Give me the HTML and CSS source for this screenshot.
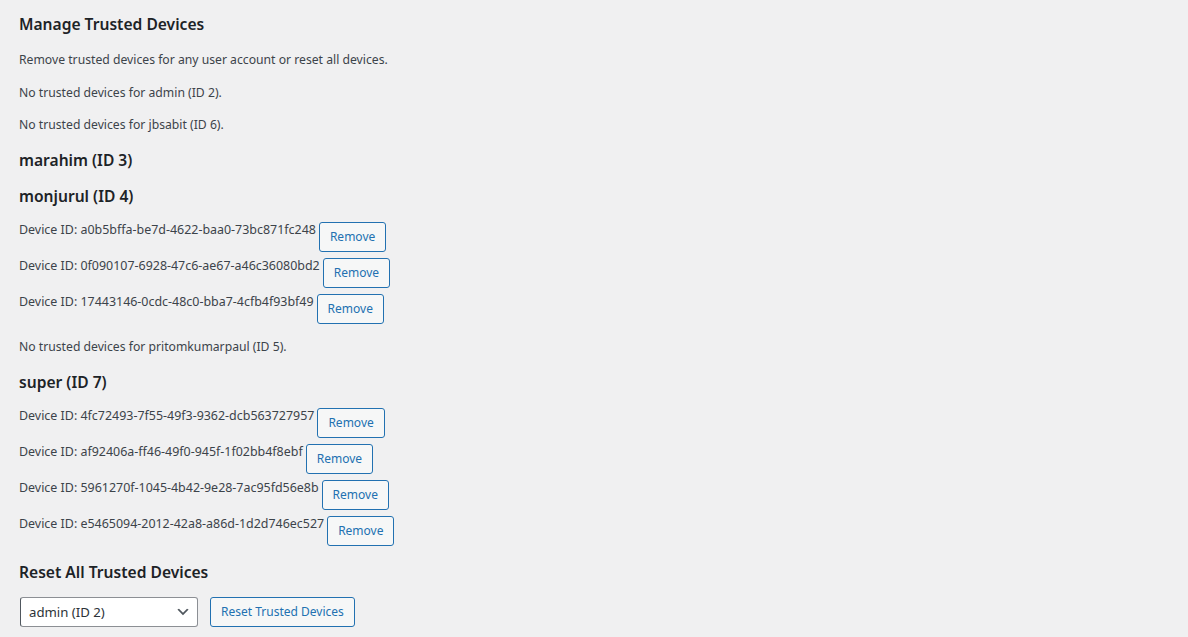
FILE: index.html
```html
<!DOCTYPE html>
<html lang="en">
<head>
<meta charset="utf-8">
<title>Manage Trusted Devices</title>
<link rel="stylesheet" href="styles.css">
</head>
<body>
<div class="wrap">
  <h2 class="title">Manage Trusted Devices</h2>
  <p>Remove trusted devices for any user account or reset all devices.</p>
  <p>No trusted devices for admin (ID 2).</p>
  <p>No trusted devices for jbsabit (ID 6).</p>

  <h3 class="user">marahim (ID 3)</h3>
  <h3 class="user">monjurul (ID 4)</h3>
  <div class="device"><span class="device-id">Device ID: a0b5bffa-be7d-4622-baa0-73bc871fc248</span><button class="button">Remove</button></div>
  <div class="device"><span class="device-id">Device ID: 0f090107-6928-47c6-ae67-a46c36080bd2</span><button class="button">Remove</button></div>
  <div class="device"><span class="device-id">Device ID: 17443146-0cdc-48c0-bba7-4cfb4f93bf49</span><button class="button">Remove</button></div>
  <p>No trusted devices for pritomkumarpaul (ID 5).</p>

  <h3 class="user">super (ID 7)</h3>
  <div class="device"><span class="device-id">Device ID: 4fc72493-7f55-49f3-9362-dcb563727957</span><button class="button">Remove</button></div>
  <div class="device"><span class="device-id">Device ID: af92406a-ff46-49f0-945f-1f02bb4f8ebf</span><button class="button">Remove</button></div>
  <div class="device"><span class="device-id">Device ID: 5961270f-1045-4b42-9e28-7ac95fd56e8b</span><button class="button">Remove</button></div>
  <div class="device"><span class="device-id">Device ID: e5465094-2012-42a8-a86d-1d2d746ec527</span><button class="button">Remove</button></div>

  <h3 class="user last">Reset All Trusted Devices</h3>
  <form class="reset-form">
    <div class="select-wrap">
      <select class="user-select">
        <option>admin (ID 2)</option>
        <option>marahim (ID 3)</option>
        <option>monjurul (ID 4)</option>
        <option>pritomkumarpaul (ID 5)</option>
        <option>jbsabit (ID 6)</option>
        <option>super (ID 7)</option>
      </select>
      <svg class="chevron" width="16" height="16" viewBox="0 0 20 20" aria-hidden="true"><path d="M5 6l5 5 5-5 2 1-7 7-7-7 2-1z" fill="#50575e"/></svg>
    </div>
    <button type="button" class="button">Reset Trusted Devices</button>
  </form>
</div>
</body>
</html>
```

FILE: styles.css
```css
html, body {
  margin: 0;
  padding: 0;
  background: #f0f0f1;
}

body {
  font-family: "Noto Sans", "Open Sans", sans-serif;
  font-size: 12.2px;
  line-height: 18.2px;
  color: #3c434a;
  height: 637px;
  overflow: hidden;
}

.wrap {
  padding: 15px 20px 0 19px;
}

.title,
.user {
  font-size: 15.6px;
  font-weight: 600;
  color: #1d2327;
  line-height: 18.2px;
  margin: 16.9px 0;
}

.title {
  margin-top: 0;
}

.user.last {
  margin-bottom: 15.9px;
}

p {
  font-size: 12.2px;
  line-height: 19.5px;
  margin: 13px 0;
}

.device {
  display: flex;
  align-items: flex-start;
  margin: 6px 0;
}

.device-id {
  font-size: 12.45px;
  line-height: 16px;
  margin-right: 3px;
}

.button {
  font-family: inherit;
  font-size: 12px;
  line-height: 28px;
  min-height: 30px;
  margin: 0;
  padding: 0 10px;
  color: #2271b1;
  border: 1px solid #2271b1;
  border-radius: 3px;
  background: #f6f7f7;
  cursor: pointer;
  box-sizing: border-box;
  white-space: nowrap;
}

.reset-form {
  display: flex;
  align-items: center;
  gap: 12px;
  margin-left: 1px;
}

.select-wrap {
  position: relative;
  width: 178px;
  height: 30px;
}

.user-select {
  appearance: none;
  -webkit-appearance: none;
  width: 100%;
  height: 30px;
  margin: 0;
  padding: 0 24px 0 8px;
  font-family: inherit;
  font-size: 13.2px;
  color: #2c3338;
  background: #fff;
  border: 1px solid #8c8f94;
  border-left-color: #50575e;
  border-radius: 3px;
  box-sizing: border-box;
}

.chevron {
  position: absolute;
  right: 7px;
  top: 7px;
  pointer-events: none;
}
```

______

• YOUR GOAL:
Omit the pictures, then quote the rest of the material above exactly.

• EXPECTED ANSWER:
Give me the HTML and CSS source for this screenshot.
FILE: index.html
```html
<!DOCTYPE html>
<html lang="en">
<head>
<meta charset="utf-8">
<title>Manage Trusted Devices</title>
<link rel="stylesheet" href="styles.css">
</head>
<body>
<div class="wrap">
  <h2 class="title">Manage Trusted Devices</h2>
  <p>Remove trusted devices for any user account or reset all devices.</p>
  <p>No trusted devices for admin (ID 2).</p>
  <p>No trusted devices for jbsabit (ID 6).</p>

  <h3 class="user">marahim (ID 3)</h3>
  <h3 class="user">monjurul (ID 4)</h3>
  <div class="device"><span class="device-id">Device ID: a0b5bffa-be7d-4622-baa0-73bc871fc248</span><button class="button">Remove</button></div>
  <div class="device"><span class="device-id">Device ID: 0f090107-6928-47c6-ae67-a46c36080bd2</span><button class="button">Remove</button></div>
  <div class="device"><span class="device-id">Device ID: 17443146-0cdc-48c0-bba7-4cfb4f93bf49</span><button class="button">Remove</button></div>
  <p>No trusted devices for pritomkumarpaul (ID 5).</p>

  <h3 class="user">super (ID 7)</h3>
  <div class="device"><span class="device-id">Device ID: 4fc72493-7f55-49f3-9362-dcb563727957</span><button class="button">Remove</button></div>
  <div class="device"><span class="device-id">Device ID: af92406a-ff46-49f0-945f-1f02bb4f8ebf</span><button class="button">Remove</button></div>
  <div class="device"><span class="device-id">Device ID: 5961270f-1045-4b42-9e28-7ac95fd56e8b</span><button class="button">Remove</button></div>
  <div class="device"><span class="device-id">Device ID: e5465094-2012-42a8-a86d-1d2d746ec527</span><button class="button">Remove</button></div>

  <h3 class="user last">Reset All Trusted Devices</h3>
  <form class="reset-form">
    <div class="select-wrap">
      <select class="user-select">
        <option>admin (ID 2)</option>
        <option>marahim (ID 3)</option>
        <option>monjurul (ID 4)</option>
        <option>pritomkumarpaul (ID 5)</option>
        <option>jbsabit (ID 6)</option>
        <option>super (ID 7)</option>
      </select>
      <svg class="chevron" width="16" height="16" viewBox="0 0 20 20" aria-hidden="true"><path d="M5 6l5 5 5-5 2 1-7 7-7-7 2-1z" fill="#50575e"/></svg>
    </div>
    <button type="button" class="button">Reset Trusted Devices</button>
  </form>
</div>
</body>
</html>
```

FILE: styles.css
```css
html, body {
  margin: 0;
  padding: 0;
  background: #f0f0f1;
}

body {
  font-family: "Noto Sans", "Open Sans", sans-serif;
  font-size: 12.2px;
  line-height: 18.2px;
  color: #3c434a;
  height: 637px;
  overflow: hidden;
}

.wrap {
  padding: 15px 20px 0 19px;
}

.title,
.user {
  font-size: 15.6px;
  font-weight: 600;
  color: #1d2327;
  line-height: 18.2px;
  margin: 16.9px 0;
}

.title {
  margin-top: 0;
}

.user.last {
  margin-bottom: 15.9px;
}

p {
  font-size: 12.2px;
  line-height: 19.5px;
  margin: 13px 0;
}

.device {
  display: flex;
  align-items: flex-start;
  margin: 6px 0;
}

.device-id {
  font-size: 12.45px;
  line-height: 16px;
  margin-right: 3px;
}

.button {
  font-family: inherit;
  font-size: 12px;
  line-height: 28px;
  min-height: 30px;
  margin: 0;
  padding: 0 10px;
  color: #2271b1;
  border: 1px solid #2271b1;
  border-radius: 3px;
  background: #f6f7f7;
  cursor: pointer;
  box-sizing: border-box;
  white-space: nowrap;
}

.reset-form {
  display: flex;
  align-items: center;
  gap: 12px;
  margin-left: 1px;
}

.select-wrap {
  position: relative;
  width: 178px;
  height: 30px;
}

.user-select {
  appearance: none;
  -webkit-appearance: none;
  width: 100%;
  height: 30px;
  margin: 0;
  padding: 0 24px 0 8px;
  font-family: inherit;
  font-size: 13.2px;
  color: #2c3338;
  background: #fff;
  border: 1px solid #8c8f94;
  border-left-color: #50575e;
  border-radius: 3px;
  box-sizing: border-box;
}

.chevron {
  position: absolute;
  right: 7px;
  top: 7px;
  pointer-events: none;
}
```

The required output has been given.